SFC Brent Verdialez was a Special Forces Engineer Sergeant with the 1st Special Forces Group (Airborne), at Joint Base Lewis-McChord, Washington. He’d been in the Army for 16 years and with Special Forces for most of that time.
Growing up in Fresno, California, he was interested in different types of fighting. He learned boxing and Wing Chun, a style of Kung Fu. Later, he began training in a lesser-known fighting style known as Sanda, which was formerly known as Sanshou or Chinese Kick Boxing and is a blend of traditional Kung Fu and modern fighting techniques. (The Chinese military uses a variation of it, called Junshi Sanda to train its own Special Operations Forces in unarmed combat techniques.)
Verdialez and many of his fellow Green Berets would train in a variety of martial arts to keep themselves to a sharp edge both physically and mentally. However, when he suffered what he believed to be a minor injury during combatives training, everything changed for him.
Verdialez broke his ulnar, the long forearm bone that runs from the elbow to the hand on the medial side of the arm. In an interview with Army Times, Verdialez said that the injury was so severe that he couldn’t even turn a doorknob.
With his injury lingering, he used his Special Forces training (and his desire to find a way to still get training time in) to build a machine, which combined ancient Chinese methods with modern technology, for fighters of all levels to train with.
Recalling his training with wooden sparring dummies called Mu Ren Zhuang, or “wooden man post,” which have existed for centuries in Shaolin temples and were made popular with the martial arts films of Bruce Lee, Verdialez was inspired to make his own, modernized version of them.
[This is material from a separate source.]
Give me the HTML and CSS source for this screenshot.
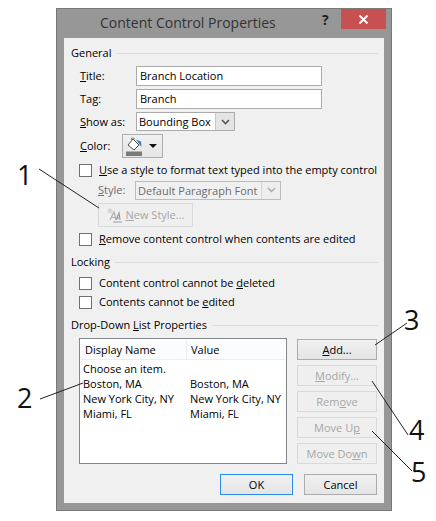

Despite not having a computer programming background, he bought books on coding and programming. He was soon testing different configurations at his dining room table at night while his family was asleep.
He made his own wooden stand, connected all of the pieces together, and with a motor and a pool noodle, began testing his device, constantly adjusting the angles, and speed. He eventually figured out a way to make the device swivel, as an actual fighter would. His fighting dummy got faster with better motors and he built a prototype with one, then two, and finally four arms. He finished his robot prototype in August of last year.
After leaving the Army late last year, he took his plans to a Filipino manufacturer. They gradually worked together on the project until they had a good 3D-printed prototype. They then tested his creation with some professional Mixed Martial Arts fighters.
Verdialez’s innovative RXT-1 sparring robot has four foam arms, a head target, and a torso pad option. While not designed to replace a human sparring partner, it will help when fighters train on their own. It will improve a fighter’s reaction time, mental processing speed, and hand-eye coordination.
The robotic sparring partner will offer three training modes:
- Practice: The robot will strike at the user with one arm at a time, every two seconds.
- Spar: In the sparring mode, fighters set the intensity and attack level and then engage with randomized strikes from a sparring partner that will never get tired.
- Combinations: It trains users in over 100 strike combinations. Advanced fighters can program their own combinations as well.
“It’s really good for people who’ve never been in a fight before,” Verdialez said. “There’s nothing else like it on the market that induces your stress levels like you’re in a fight.”
Verdialez is currently in talks with contractors that provide training to the military and which could incorporate his robot trainer. He sees it as a good way for new recruits to get extra training time in combatives.
“When I started developing the RXT-1, I noticed a void in technology in the combat sports industry,” Verdialez said in an interview with Digital Trends. ‘The equipment they are currently using is archaic and has been used for thousands of years. They are good for developing power and speed, but nothing was made to simulate an actual fighter or a striking coach. I wanted to develop both in one system,” he added.
RXT-1 can already be pre-ordered and will begin shipping in February 2021. Prices range from $699 to $899.